La presse pendant l’Insurrection de Varsovie est un phénomène à part. C’est après le commencement de l’Insurrection le 1er août 1944, que la presse clandestine pouvait, enfin, agir ouvertement. A peu près de 200 titres parurent au cours de deux mois de combats. Dans leurs pages on trouvait surtout des informations sur la Capitale embrasée par les batailles, sur la guerre en générale, ainsi que sur les dispositions prises par les pouvoirs insurrectionnels.
L’écoute radio, les communiqués d’agences de presse à l’étranger, et ses propres informations, telles étaient les sources d’information de la presse clandestine. Les difficultés d’imprimerie n’étaient pas négligeables. On manquait d’équipement technique saisi en grande partie par les Allemands en 1939. Le fait, que rien qu’à Varsovie on ait réussi à organiser 150 imprimeries clandestines, est d’autant plus louable. Le colportage de la presse clandestine joua un grand rôle. Ce sont, surtout, des femmes qui en étaient responsables.

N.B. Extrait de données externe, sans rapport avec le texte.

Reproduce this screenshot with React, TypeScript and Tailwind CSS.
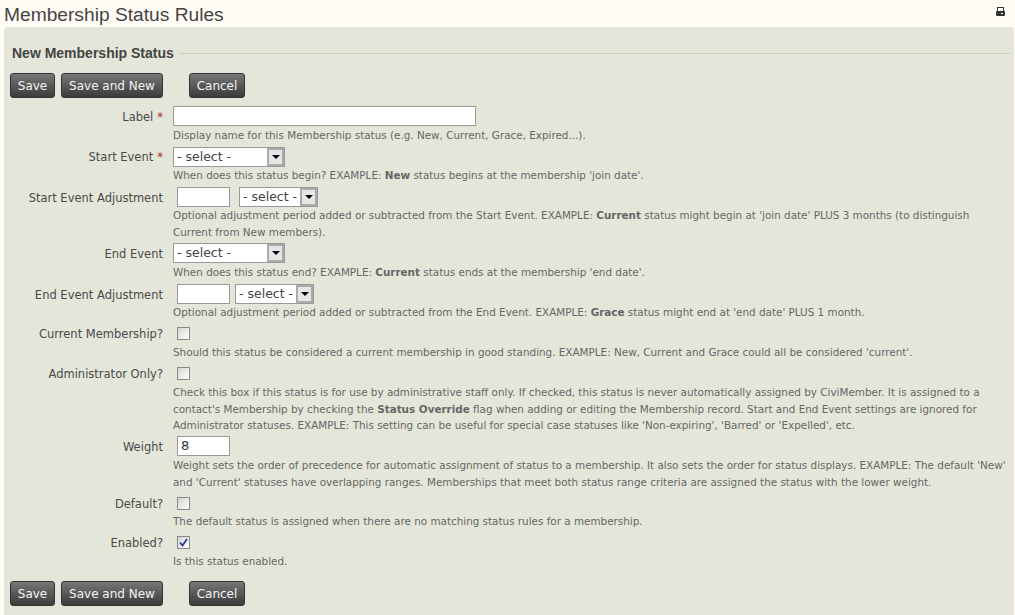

Elles allaient, au péril de leur vie, aussi bien dans des endroits secrets en villes, qu’en dehors des agglomérations, pour joindre les unités de partisans.
La presse, dans les années 1939-1945, fut concentrée essentiellement dans les grandes villes du GG. Il existait, quand même, des réseaux développés sur les territoires annexés par les Allemands et par les Russes. La parution cyclique des titres de presse clandestine, (plus de 1500), témoigne de la volonté incontestable de la nation polonaise de résister aux Occupants, et de retrouver l’Indépendance. Ce fut le phénomène unique dans l’Europe occupée.